What you need to do: Take each line containing "styles" and report it exactly as written.
--- start ---
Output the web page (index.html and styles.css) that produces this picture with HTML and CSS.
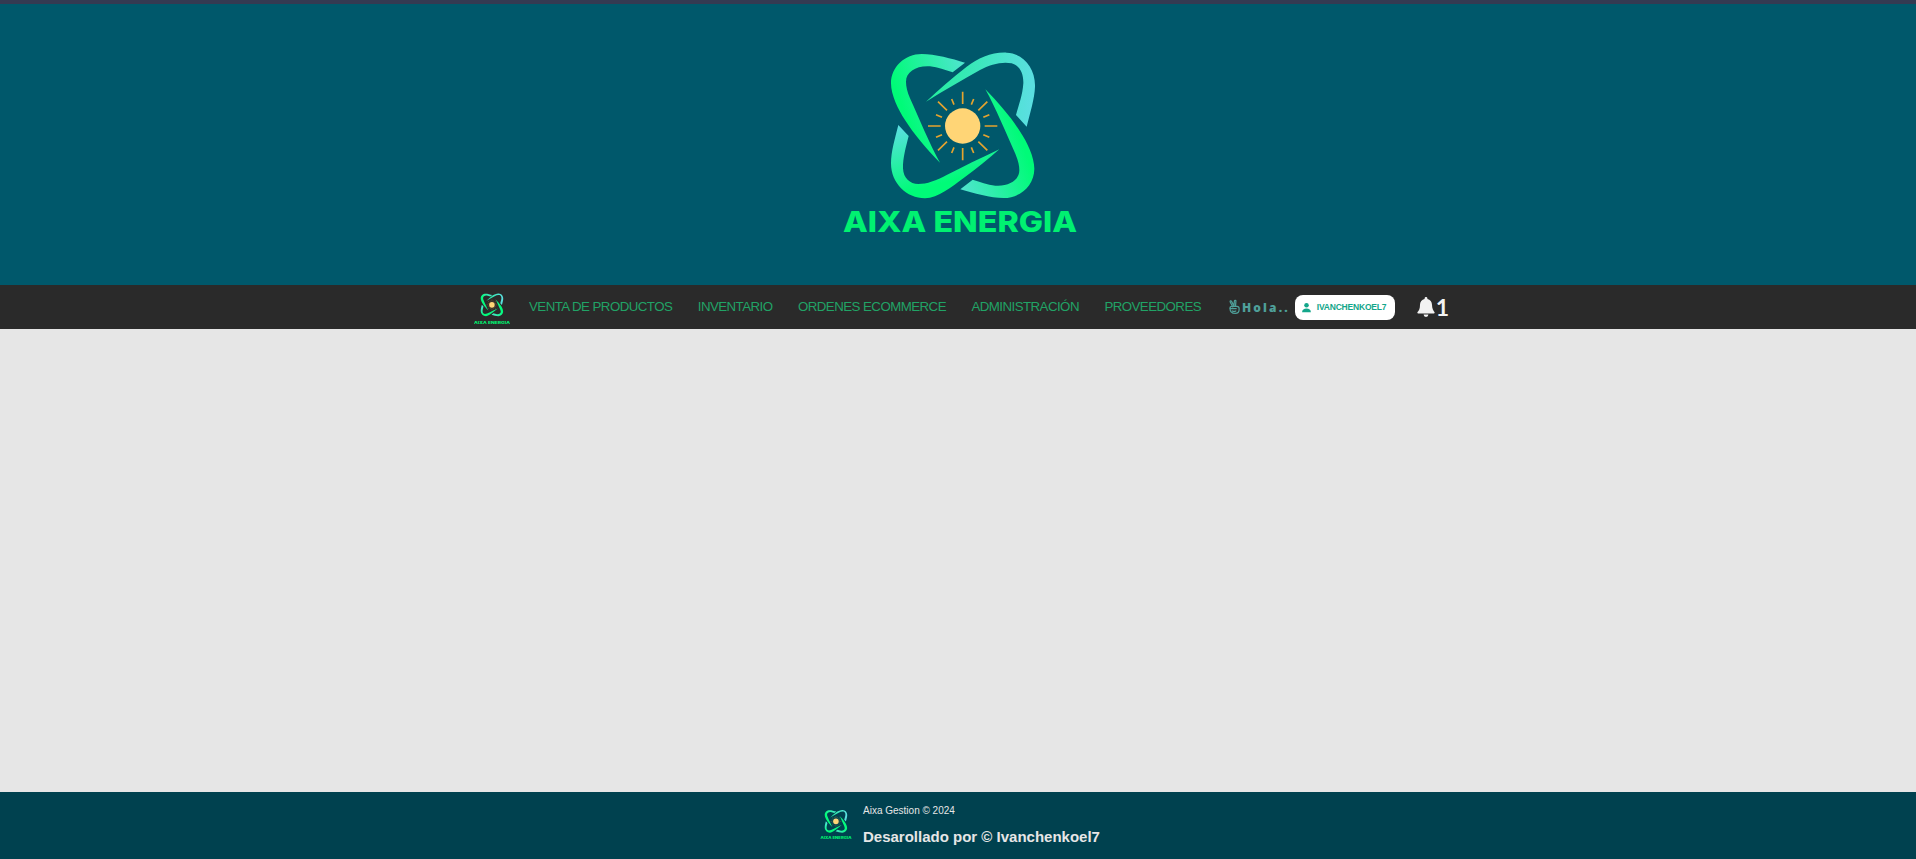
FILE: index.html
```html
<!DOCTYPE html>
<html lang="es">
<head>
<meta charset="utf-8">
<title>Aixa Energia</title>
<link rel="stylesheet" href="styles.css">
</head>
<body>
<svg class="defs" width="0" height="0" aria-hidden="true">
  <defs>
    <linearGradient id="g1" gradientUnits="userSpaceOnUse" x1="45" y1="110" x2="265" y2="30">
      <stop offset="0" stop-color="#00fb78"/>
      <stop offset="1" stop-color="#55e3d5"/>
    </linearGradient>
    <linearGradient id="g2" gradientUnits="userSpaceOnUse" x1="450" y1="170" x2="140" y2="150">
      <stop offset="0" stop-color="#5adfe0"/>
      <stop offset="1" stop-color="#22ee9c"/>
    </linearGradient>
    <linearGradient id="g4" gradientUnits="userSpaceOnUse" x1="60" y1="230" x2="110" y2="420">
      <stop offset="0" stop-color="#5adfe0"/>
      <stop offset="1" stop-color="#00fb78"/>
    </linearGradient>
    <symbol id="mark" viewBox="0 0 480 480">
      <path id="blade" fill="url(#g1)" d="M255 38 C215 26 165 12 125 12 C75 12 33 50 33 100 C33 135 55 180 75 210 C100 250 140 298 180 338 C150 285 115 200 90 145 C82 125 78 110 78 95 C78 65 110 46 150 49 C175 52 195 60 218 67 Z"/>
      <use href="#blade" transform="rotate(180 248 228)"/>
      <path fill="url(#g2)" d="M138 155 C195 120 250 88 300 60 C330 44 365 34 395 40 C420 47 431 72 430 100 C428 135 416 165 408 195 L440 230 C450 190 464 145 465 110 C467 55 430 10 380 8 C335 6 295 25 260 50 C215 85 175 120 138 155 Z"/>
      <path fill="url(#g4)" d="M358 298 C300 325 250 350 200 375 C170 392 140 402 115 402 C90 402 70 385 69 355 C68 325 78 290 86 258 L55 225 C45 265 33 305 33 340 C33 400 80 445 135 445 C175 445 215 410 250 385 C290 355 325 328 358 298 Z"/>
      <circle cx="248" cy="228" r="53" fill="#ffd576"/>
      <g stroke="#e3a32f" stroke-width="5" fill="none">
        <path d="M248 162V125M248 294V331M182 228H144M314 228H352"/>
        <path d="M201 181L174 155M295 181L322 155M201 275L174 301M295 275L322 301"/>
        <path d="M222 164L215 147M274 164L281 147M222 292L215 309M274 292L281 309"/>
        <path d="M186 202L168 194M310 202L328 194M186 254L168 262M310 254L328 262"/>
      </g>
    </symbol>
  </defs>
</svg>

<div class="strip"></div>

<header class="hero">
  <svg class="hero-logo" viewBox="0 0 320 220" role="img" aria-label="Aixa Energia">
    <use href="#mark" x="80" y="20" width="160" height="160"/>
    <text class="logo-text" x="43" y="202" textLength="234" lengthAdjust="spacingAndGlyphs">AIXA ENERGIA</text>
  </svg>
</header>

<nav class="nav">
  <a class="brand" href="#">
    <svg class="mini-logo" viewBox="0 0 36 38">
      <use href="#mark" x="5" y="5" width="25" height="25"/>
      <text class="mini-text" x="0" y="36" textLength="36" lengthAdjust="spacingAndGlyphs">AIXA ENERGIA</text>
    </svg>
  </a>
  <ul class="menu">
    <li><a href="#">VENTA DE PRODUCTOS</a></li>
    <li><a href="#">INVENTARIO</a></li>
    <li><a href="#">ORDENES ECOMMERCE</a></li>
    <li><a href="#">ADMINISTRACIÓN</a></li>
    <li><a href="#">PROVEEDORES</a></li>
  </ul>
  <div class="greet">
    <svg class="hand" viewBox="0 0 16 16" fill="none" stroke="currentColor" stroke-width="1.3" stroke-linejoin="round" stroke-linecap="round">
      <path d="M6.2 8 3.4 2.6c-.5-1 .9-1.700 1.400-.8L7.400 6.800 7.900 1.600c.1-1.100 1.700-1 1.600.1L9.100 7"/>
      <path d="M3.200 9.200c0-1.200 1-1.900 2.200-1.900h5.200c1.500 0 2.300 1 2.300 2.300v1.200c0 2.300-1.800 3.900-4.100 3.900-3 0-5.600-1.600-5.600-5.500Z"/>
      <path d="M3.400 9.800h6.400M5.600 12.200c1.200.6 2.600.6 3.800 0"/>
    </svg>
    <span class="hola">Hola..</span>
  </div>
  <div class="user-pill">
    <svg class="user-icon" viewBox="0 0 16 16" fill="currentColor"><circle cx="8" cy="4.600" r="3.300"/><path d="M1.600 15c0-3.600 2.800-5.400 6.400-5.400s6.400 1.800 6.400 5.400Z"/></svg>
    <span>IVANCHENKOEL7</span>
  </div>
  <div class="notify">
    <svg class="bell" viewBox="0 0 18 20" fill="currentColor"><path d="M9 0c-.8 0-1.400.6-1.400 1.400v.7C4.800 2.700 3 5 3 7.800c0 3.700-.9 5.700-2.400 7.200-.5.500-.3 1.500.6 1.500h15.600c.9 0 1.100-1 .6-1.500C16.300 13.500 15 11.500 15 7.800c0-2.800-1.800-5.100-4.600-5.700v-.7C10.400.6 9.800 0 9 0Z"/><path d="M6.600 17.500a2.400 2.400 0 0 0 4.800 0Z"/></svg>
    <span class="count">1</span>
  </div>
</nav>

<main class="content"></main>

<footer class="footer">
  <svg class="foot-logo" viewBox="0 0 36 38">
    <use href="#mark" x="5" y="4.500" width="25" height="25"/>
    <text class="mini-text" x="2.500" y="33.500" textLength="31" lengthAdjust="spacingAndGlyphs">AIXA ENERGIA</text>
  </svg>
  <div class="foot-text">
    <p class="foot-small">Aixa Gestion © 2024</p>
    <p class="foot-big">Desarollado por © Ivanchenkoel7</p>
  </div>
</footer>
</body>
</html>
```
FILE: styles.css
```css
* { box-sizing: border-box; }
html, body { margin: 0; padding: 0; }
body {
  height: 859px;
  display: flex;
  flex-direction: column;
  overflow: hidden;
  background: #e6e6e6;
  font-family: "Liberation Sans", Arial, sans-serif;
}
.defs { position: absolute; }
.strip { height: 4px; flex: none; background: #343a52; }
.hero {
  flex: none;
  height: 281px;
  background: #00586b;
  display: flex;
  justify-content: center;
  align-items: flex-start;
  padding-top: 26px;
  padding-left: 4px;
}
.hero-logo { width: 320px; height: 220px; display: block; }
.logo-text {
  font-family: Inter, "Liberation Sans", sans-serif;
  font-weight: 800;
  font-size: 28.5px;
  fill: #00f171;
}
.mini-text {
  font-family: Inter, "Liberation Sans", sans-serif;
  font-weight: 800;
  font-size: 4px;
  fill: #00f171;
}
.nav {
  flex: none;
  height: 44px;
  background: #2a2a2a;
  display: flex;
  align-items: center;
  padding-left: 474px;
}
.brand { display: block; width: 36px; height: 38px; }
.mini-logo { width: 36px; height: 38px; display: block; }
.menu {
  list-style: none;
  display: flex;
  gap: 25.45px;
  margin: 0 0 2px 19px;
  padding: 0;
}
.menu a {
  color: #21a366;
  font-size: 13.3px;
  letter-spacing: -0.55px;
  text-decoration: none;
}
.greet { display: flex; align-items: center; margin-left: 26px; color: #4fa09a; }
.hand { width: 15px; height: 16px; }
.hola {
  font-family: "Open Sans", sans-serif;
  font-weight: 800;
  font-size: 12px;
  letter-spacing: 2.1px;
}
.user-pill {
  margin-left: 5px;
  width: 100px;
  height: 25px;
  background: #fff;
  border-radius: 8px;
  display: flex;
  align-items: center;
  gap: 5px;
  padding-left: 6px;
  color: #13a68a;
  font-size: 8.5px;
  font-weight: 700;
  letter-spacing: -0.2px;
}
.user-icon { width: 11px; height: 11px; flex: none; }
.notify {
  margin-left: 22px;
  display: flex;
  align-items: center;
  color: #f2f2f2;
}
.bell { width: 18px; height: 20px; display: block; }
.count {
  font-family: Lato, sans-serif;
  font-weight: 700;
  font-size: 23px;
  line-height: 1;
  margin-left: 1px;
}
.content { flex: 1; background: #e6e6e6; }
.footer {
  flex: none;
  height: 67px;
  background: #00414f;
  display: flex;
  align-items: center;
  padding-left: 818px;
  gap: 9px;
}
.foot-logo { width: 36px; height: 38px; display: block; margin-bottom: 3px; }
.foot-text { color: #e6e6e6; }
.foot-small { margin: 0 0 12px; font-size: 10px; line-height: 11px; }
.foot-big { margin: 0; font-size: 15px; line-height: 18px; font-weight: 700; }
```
--- end ---
Response to the exercise:
Output the web page (index.html and styles.css) that produces this picture with HTML and CSS.
<link rel="stylesheet" href="styles.css">
FILE: styles.css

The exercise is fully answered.